Earth and sky weighed in last night as well, an hour or so after the town wrapped up the last of its dangerous folly: A powerful lightning storm unrolled across the peaks to the east, delivering thunder, more wind, and a good half-hour or pouring rain, fading to a soft drizzle thereafter. The lightning, however, continued for another two hours or more, and it felt like a warning.

Spirit knows the colonial world needs to heed it now.

This is, in this place, what should be fully midsummer, the early heart of the monsoon season. The rivers should be running hard and high and fast, whitecaps overflowing their boulders and banks as they race southward in gravity’s vise-like grip. The Río Pueblo that bisects the old village plaza should look as it did in the image above, one Wings captured a decade or so ago, and it should be flowing abundantly with its fellow tributaries into the wide powerful waters of the Río Grande.

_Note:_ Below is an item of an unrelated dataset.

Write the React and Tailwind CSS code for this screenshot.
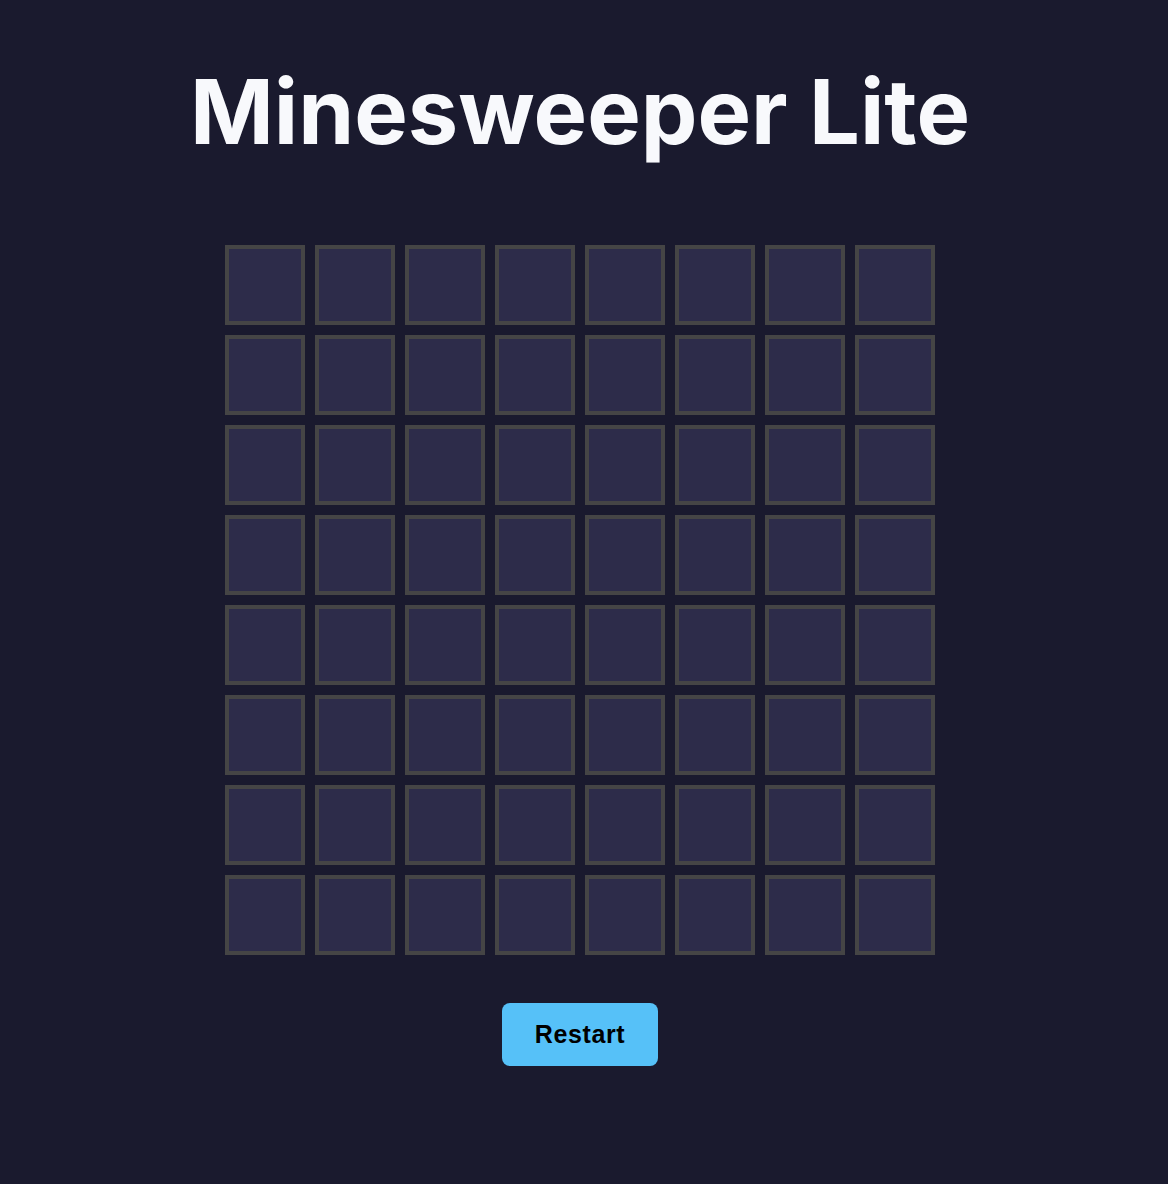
const ROWS = 8;
const COLS = 8;

const Cell = () => (
  <div className="w-[80px] h-[80px] bg-[#2d2c4a] border-4 border-[#454545]" />
);

const App = () => {
  const cells = Array.from({ length: ROWS * COLS }, (_, i) => i);

  return (
    <div className="min-h-[1184px] w-full bg-[#1a1a2e]">
      <div className="w-[1160px] flex flex-col items-center pt-[57px]">
        <h1 className="text-[90px] leading-[110px] font-bold text-[#f8f9fc] font-['Inter',sans-serif]">
          Minesweeper Lite
        </h1>
        <div className="mt-[78px] grid grid-cols-8 gap-[10px]">
          {cells.map((i) => (
            <Cell key={i} />
          ))}
        </div>
        <button className="mt-[48px] w-[156px] h-[63px] rounded-lg bg-[#56c1f8] text-black text-[25px] tracking-[0.6px] font-bold font-['Liberation_Sans',Arial,sans-serif]">
          Restart
        </button>
      </div>
    </div>
  );
};

export default App;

The Big River is abysmally low now.

It’s not just the downstream areas that will suffer. Up here, our habitat is already grossly endangered, and still they come, invaders seeking to strain this most precious of resources far beyond capacity.

It’s a capacity several times lower than it should be, but even were it at full mass and volume, it could not sustain this level of deliberate harm.

These ands are suffering, and the people of it, too, and it’s going to get far worse. We are watching the medicine disappear: watching the flow dry up in real time, the smallest pools evaporate, the trees expire and the grasses burn up in the fields; watching, too, the animals and birds and insects seek shelter and mostly find none, indigenous species driven out to be supplanted by invaders of their own.

There is work to do.

That work lies not in colonial/outsider-led efforts that seek to undermine a third of a century of work by the Indigenous people who belong to this place. It lies in protecting them and their lands, always with them doing the leading. It lies in colonial interests surrendering to Indigenous ones, in their giving up of their privilege and ill-gotten gains to support the people from whom those gains, like the water now, are still being stolen.

But yesterday reminds us how unready they are to do so, and even more unwilling.

Now the water flows high only in memory, as before our eyes we are watching the medicine disappear. It’s time for reclamation.